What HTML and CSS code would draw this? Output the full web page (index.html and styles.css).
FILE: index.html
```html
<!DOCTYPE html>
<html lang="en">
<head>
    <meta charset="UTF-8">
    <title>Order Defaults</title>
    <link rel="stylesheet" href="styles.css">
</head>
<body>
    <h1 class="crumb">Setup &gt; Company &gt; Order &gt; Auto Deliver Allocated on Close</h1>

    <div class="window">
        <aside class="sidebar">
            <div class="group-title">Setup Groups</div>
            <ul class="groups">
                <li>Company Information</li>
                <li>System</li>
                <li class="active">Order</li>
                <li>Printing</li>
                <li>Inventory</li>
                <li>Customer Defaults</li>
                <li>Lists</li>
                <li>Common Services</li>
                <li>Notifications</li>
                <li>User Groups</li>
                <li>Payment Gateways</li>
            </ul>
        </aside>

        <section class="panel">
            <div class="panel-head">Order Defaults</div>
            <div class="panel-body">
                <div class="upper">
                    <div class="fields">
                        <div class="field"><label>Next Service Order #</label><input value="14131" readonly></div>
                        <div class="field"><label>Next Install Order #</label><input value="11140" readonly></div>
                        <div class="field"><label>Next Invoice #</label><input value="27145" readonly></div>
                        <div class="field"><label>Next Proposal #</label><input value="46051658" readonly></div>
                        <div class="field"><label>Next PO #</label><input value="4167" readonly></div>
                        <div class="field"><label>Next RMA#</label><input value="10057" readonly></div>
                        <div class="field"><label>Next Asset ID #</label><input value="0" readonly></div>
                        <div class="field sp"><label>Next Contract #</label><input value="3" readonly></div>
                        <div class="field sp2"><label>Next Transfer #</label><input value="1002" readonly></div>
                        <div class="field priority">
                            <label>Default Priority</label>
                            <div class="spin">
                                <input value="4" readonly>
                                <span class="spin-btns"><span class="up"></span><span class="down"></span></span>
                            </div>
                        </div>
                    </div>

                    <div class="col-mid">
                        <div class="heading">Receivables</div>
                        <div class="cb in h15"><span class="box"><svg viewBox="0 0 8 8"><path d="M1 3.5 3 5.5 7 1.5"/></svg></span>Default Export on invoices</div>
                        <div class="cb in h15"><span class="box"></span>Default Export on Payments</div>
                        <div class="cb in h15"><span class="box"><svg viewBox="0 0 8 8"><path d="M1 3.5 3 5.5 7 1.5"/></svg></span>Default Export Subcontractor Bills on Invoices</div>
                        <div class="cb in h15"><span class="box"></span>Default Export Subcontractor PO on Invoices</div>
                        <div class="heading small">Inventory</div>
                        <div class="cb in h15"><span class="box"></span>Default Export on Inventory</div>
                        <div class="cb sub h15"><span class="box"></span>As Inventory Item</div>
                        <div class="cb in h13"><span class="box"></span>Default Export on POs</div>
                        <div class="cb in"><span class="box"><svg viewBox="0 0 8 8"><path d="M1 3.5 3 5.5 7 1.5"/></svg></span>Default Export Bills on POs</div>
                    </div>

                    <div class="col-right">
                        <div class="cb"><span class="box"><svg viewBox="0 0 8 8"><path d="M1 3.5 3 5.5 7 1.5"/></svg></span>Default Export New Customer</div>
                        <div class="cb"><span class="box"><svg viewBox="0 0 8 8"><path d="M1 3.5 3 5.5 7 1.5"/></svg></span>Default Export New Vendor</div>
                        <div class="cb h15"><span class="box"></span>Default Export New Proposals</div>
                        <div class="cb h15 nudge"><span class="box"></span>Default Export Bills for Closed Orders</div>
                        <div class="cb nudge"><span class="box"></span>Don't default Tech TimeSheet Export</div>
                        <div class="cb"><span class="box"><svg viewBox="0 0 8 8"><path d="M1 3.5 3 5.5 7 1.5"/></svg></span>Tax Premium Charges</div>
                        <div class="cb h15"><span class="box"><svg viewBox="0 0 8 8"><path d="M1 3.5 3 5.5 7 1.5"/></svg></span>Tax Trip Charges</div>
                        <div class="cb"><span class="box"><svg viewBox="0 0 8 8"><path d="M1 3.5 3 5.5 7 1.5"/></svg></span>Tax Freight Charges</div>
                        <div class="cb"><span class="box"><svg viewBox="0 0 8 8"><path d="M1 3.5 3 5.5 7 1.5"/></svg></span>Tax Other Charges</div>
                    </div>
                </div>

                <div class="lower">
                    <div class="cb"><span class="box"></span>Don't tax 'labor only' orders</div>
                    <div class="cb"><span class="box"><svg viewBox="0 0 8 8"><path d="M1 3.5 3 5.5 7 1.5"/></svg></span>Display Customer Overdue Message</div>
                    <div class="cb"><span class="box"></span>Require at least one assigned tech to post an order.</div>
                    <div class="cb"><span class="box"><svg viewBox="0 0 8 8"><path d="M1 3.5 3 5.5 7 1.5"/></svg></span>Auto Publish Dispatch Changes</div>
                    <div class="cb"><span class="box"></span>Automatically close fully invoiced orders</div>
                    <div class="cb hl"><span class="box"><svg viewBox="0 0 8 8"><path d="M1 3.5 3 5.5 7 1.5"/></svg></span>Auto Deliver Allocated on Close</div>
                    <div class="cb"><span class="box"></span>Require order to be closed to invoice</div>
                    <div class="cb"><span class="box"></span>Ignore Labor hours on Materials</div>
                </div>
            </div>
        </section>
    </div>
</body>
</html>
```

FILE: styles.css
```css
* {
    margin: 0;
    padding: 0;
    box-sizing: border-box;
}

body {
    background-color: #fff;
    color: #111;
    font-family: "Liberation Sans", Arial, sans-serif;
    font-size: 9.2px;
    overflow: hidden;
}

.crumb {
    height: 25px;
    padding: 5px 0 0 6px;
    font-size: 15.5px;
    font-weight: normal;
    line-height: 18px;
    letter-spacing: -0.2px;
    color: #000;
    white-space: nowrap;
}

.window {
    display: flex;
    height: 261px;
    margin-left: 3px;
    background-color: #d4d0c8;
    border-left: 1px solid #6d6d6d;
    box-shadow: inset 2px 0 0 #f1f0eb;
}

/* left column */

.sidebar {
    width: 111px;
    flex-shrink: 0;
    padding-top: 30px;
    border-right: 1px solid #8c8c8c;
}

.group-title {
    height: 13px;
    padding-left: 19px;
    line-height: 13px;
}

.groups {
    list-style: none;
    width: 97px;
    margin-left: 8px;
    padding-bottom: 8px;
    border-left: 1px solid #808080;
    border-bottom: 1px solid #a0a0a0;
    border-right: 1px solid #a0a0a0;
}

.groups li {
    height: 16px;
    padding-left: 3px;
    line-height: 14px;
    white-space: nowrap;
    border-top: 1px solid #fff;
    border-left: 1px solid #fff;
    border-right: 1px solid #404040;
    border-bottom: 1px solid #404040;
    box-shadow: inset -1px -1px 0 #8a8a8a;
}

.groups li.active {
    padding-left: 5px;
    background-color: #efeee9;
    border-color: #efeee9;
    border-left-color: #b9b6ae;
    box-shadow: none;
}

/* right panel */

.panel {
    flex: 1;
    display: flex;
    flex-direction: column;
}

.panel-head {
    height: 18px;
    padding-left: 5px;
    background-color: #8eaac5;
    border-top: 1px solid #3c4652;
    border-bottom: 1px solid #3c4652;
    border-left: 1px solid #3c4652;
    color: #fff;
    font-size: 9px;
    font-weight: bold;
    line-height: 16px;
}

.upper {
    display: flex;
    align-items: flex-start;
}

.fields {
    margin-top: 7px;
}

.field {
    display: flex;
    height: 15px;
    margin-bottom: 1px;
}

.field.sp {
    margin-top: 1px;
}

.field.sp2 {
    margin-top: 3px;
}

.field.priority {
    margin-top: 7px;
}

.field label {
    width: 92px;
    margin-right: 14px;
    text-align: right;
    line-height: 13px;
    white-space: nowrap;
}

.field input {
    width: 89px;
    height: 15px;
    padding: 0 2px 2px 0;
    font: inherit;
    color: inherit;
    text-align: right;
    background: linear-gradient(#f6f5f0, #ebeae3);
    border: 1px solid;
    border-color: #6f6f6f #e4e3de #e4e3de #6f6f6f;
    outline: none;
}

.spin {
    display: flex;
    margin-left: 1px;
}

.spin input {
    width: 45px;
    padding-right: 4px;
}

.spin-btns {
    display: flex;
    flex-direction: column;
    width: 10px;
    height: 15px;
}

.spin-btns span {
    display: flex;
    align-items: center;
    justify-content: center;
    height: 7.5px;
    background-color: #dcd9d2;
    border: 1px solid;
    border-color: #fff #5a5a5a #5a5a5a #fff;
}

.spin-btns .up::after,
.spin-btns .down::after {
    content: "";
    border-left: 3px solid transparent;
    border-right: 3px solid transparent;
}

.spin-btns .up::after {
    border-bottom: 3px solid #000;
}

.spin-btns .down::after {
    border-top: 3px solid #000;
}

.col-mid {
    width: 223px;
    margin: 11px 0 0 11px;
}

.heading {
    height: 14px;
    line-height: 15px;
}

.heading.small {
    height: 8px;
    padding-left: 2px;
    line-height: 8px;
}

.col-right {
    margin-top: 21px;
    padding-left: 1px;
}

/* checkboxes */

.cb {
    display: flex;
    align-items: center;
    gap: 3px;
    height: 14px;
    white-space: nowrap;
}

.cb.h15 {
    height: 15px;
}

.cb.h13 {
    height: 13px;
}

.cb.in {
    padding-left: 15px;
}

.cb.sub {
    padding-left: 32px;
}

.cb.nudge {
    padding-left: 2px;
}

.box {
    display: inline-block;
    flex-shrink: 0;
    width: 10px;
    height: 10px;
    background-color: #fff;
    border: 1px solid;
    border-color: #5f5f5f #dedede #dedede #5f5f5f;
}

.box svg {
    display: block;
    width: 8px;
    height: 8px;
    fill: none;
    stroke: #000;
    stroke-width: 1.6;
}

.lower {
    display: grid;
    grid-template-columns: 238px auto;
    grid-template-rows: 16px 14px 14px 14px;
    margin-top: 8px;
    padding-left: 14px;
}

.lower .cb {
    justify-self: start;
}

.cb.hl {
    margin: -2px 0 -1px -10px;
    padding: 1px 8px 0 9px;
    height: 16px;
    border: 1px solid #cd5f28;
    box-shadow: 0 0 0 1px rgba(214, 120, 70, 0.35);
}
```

□ □ □ □

▸ **What you should do**
Working from the listing above, pick out every line that has "index" and copy it.

▸ **The output**
What HTML and CSS code would draw this? Output the full web page (index.html and styles.css).
FILE: index.html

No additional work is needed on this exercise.